By LIKHA VEER | INNLIVE
Jagmohan Dalmiya died doing what he loved best: Running Indian cricket. The canny cricket administrator, who was re-elected president of the Board of Control for Cricket in India (BCCI) in March 2015, passed away in Kolkata on Sept. 20, following a heart attack.
The former wicketkeeper began his innings at the BCCI in 1979, before taking office as its treasurer in 1983. Under his leadership, the BCCI became the game’s richest sporting body.
In 1987, he helped bring the cricket World Cup to the subcontinent for the first time. During these years, he also crafted a series of lucrative television deals—and set the foundation for transforming the gentleman’s game into the money-spinning spectacle that it is today.
Within a decade, he broke into cricket’s global arena, becoming president of the International Cricket Council (ICC)—the apex body for cricket globally—between 1997 and 2000. But the downfall was even more swift.
In 2005, Dalmiya lost control of the BCCI to a faction led by India’s then agriculture minister, Sharad Pawar, who accused Dalmiya of corruption while conducting the 1996 cricket World Cup.
A decade later, amid allegations of more corruption at the BCCI under a different administrator, Jaggu da—as he was fondly called—made a remarkable comeback.
Here is a brief chronicle of the rise, fall and rise of Dalmiya.
1997-2000
In 1997, Dalmiya became the president of the ICC. When Dalmiya took charge as the ICC president, according to some reports, the sporting body had a measly $37,000 in its coffers. By the time he left in 2000, it had $11 million. Much of that had to do with Dalmiya’s business acumen and marketing ability, which also remade Indian cricket.
It helped that Dalmiya always knew his way around money. The son of a Kolkata construction magnate, he’d joined the family business as a 19-year-old.
Writing in ESPN Cricinfo, Martin Williamson described the disruption that Dalmiya helmed:
The last vestiges of a gentler, more laid-back world disappeared with Dalmiya’s arrival. The Asian countries, for so long limited to a subservient role, now called the shots thanks to their massive commercial power, with Dalmiya leading the charge. They were in the driving seat and wasted no time in modernising the ICC and maximising its control of the lucrative World Cup.
2000-2004
After his tenure at the ICC, Dalmiya became the president of the BCCI in 2000. He held the position until 2004.
By then, the BCCI had become the game’s most powerful body. In 2001, when India was touring South Africa, ICC referee and former England captain Mike Denness found Sachin Tendulkar and five other Indian players guilty of a technical breach of rules.
Indian players were banned for one test even as the country protested. In the end, Tendulkar was let off and the following year ICC did not reappoint Denness as a match referee.

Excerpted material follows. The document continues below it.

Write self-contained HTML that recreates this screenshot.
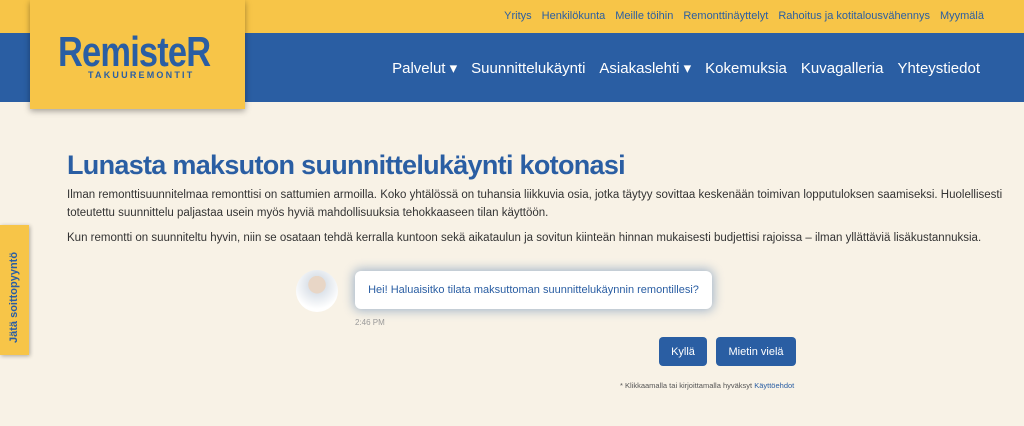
<!DOCTYPE html><html><head><style>
body{margin:0;width:1024px;height:426px;background:#f8f2e6;font-family:"Liberation Sans",sans-serif;position:relative;overflow:hidden}
.top{position:absolute;left:0;top:0;width:1024px;height:33px;background:#f7c548}
.blue{position:absolute;left:0;top:33px;width:1024px;height:69px;background:#2a5ea3}
.toplinks{position:absolute;right:40px;top:10px;font-size:11px;color:#2a5ea3;word-spacing:0}
.toplinks span{margin-left:10px}
.logo{position:absolute;left:30px;top:0;width:215px;height:109px;background:#f7c548;box-shadow:0 2px 6px rgba(0,0,0,.35)}
.logo .n{position:absolute;left:28px;top:28px;font-size:42px;font-weight:bold;color:#2a5ea3;letter-spacing:-1px;transform:scaleX(.82);transform-origin:left}
.logo .s{position:absolute;left:58px;top:70px;font-size:9px;font-weight:bold;color:#2a5ea3;letter-spacing:2.2px}
.nav{position:absolute;right:44px;top:59px;color:#fff;font-size:15px}
.nav span{margin-left:14px}
h1{position:absolute;left:67px;top:150px;margin:0;font-size:27px;color:#2a5ea3;font-weight:bold;letter-spacing:-.7px}
p{position:absolute;left:67px;margin:0;font-size:11.5px;color:#333;line-height:18px;width:950px}
.tab{position:absolute;left:0;top:225px;width:29px;height:130px;background:#f7c548;box-shadow:1px 1px 4px rgba(0,0,0,.3)}
.tab div{position:absolute;left:8px;top:118px;transform:rotate(-90deg);transform-origin:left top;font-size:11px;font-weight:bold;color:#2a5ea3;white-space:nowrap}
.av{position:absolute;left:296px;top:270px;width:42px;height:42px;border-radius:50%;background:radial-gradient(circle at 50% 35%,#e8d6c6 0 25%,#dde3ea 26%,#fff 70%)}
.bub{position:absolute;left:355px;top:271px;width:357px;height:38px;background:#fff;border-radius:6px;box-shadow:0 0 10px 2px rgba(42,94,163,.4);color:#2a5ea3;font-size:11px;line-height:38px;text-align:center}
.tm{position:absolute;left:355px;top:318px;font-size:8px;color:#999}
.btn{position:absolute;top:337px;height:29px;background:#2a5ea3;color:#fff;font-size:11px;border-radius:4px;text-align:center;line-height:31px}
.note{position:absolute;left:620px;top:381px;font-size:7.5px;color:#555}
</style></head><body>
<div class="top"></div><div class="blue"></div>
<div class="toplinks"><span>Yritys</span><span>Henkilökunta</span><span>Meille töihin</span><span>Remonttinäyttelyt</span><span>Rahoitus ja kotitalousvähennys</span><span>Myymälä</span></div>
<div class="logo"><div class="n">RemisteR</div><div class="s">TAKUUREMONTIT</div></div>
<div class="nav"><span>Palvelut ▾</span><span>Suunnittelukäynti</span><span>Asiakaslehti ▾</span><span>Kokemuksia</span><span>Kuvagalleria</span><span>Yhteystiedot</span></div>
<h1>Lunasta maksuton suunnittelukäynti kotonasi</h1>
<p style="top:186px">Ilman remonttisuunnitelmaa remonttisi on sattumien armoilla. Koko yhtälössä on tuhansia liikkuvia osia, jotka täytyy sovittaa keskenään toimivan lopputuloksen saamiseksi. Huolellisesti toteutettu suunnittelu paljastaa usein myös hyviä mahdollisuuksia tehokkaaseen tilan käyttöön.</p>
<p style="top:229px">Kun remontti on suunniteltu hyvin, niin se osataan tehdä kerralla kuntoon sekä aikataulun ja sovitun kiinteän hinnan mukaisesti budjettisi rajoissa – ilman yllättäviä lisäkustannuksia.</p>
<div class="tab"><div>Jätä soittopyyntö</div></div>
<div class="av"></div>
<div class="bub">Hei! Haluaisitko tilata maksuttoman suunnittelukäynnin remontillesi?</div>
<div class="tm">2:46 PM</div>
<div class="btn" style="left:659px;width:48px">Kyllä</div>
<div class="btn" style="left:716px;width:80px">Mietin vielä</div>
<div class="note">* Klikkaamalla tai kirjoittamalla hyväksyt <span style="color:#2a5ea3">Käyttöehdot</span></div>
</body></html>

Writing for ESPN Cricinfo, this is how Dicky Rutnagur described Dalmiya’s role in the incident:
The tourists (Indian team) were mere bystanders, while war was waged on their behalf by Jagmohan Dalmiya, newly elected president of the Indian board and also a former president of the ICC. Dalmiya said that, at the ICC executive’s next meeting in March, he would press for the Centurion match to be retrospectively recognised as a Test (it was not) and demand a review of the penalties imposed by Denness.
2005-2008
In 2005, Dalmiya was wrestled out of India’s cricketing board for close to a decade. Much of that had to do with a rival faction winning the elections under Sharad Pawar, then India’s minister for agriculture. Dalmiya was accused of financial misappropriation by the new regime, which also forced him to resign as the chief of the Cricket Association of Bengal in Dec. 2006.
After multiple court cases against him, Dalmiya was finally cleared to contest elections and became the president of the Cricket Association of Bengal in 2008 for a five-year-term.
2015
In March 2015, Dalmiya returned as the president of the BCCI. Much of that had to do with, N. Srinivasan, the then president of the BCCI facing allegations of massive corruption, which forced even India’s supreme court to step in. Dalmiya emerged as the consensus candidate between various factions in BCCI when elections were held. This was his second term as the president of BCCI.